At the 2,000 barrel per day rate, over 5 million gallons would have been spilled so far. That’s getting into Exxon Valdez territory.

Could this happen in the US? We can’t say until we get more details about what caused this blowout. But it’s worth noting than in the US Gulf of Mexico, blowouts are not rare occurrences: the US Minerals Management Service has investigated 18 blowouts and 13 “loss of well control” incidents since 1983, several involving fires and fatalities. In 1992, the Greenhill Petroleum blowout and fire sent 70,000-120,000 gallons of oil into Timbalier Bay, Louisiana. Blowouts happened twice in 2007, and the most recent loss of well control was in 2008. And many more, less-serious, incidents can be found here.

Timor Sea Drilling Spill – 3rd Relief Attempt Fails

Ugh, back to the ongoing Montara / West Atlas oil spill. Looks like the third time’s not the charm in the Timor Sea, where the latest attempt to get this massive spill under control has failed. Oil and natural gas have been spewing into the ocean and air off Western Australia for 58 days. The Montara oil platform — and the West Atlas drill rig that was working there when the blowout occurred on August 21 — are still at high risk for fire and explosion, and cannot be approached.

This is now being reported as the worst oil spill in Australia since offshore drilling began there 40 years ago.
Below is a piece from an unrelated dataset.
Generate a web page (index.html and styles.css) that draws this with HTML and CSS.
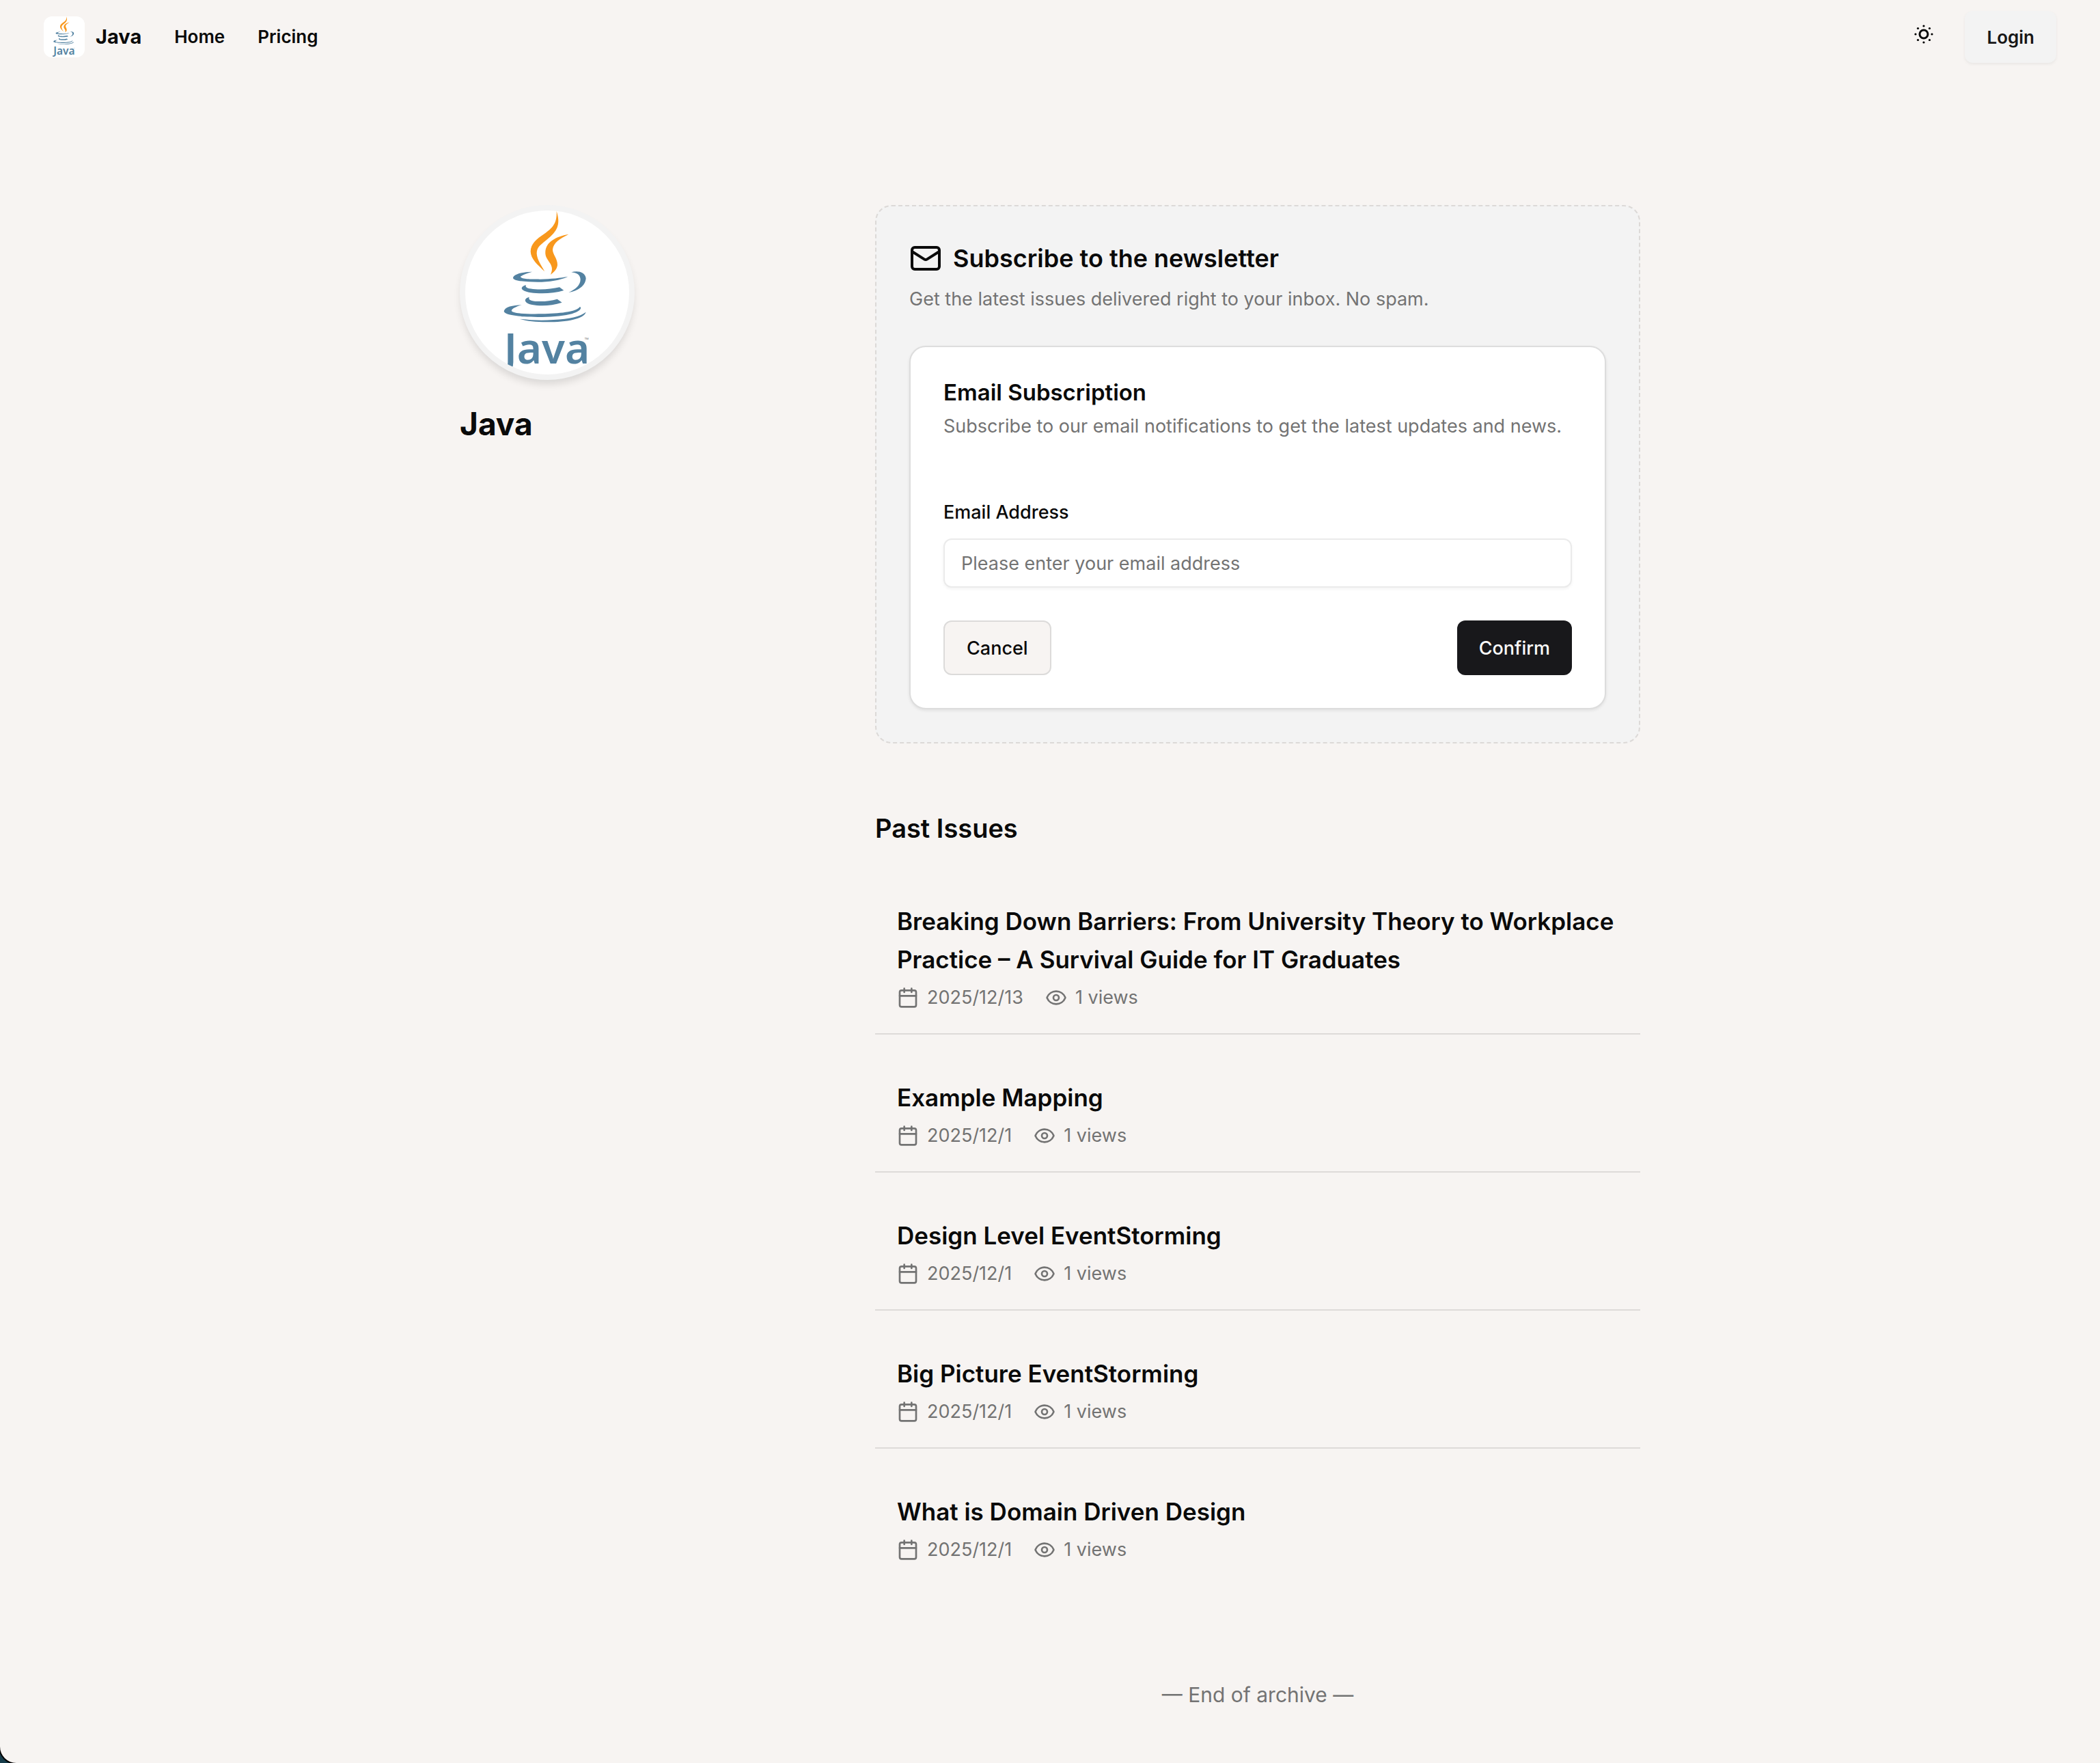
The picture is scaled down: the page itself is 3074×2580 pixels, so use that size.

So far we’ve seen no reports detailing what actually went wrong during drilling that caused a previously-completed well on the Montara platform to blow out. The Norwegian company that operates the West Atlas rig, Seadrill, is also currently working in the U.S. Gulf of Mexico on complex, ultra-deepwater drilling projects. Seadrill is a major global offshore drilling contractor, with a fleet of 42 drill rigs. They’ve got an office in Houston, Texas, and have identified the Gulf of Mexico as a targeted area of operation for the company.

At this point we’ve seen no evidence that a Montara-type drilling accident couldn’t happen anywhere, including in US waters. The public deserves a comprehensive and independent analysis of the Montara failure, once the well has been plugged and the platform can be re-occupied.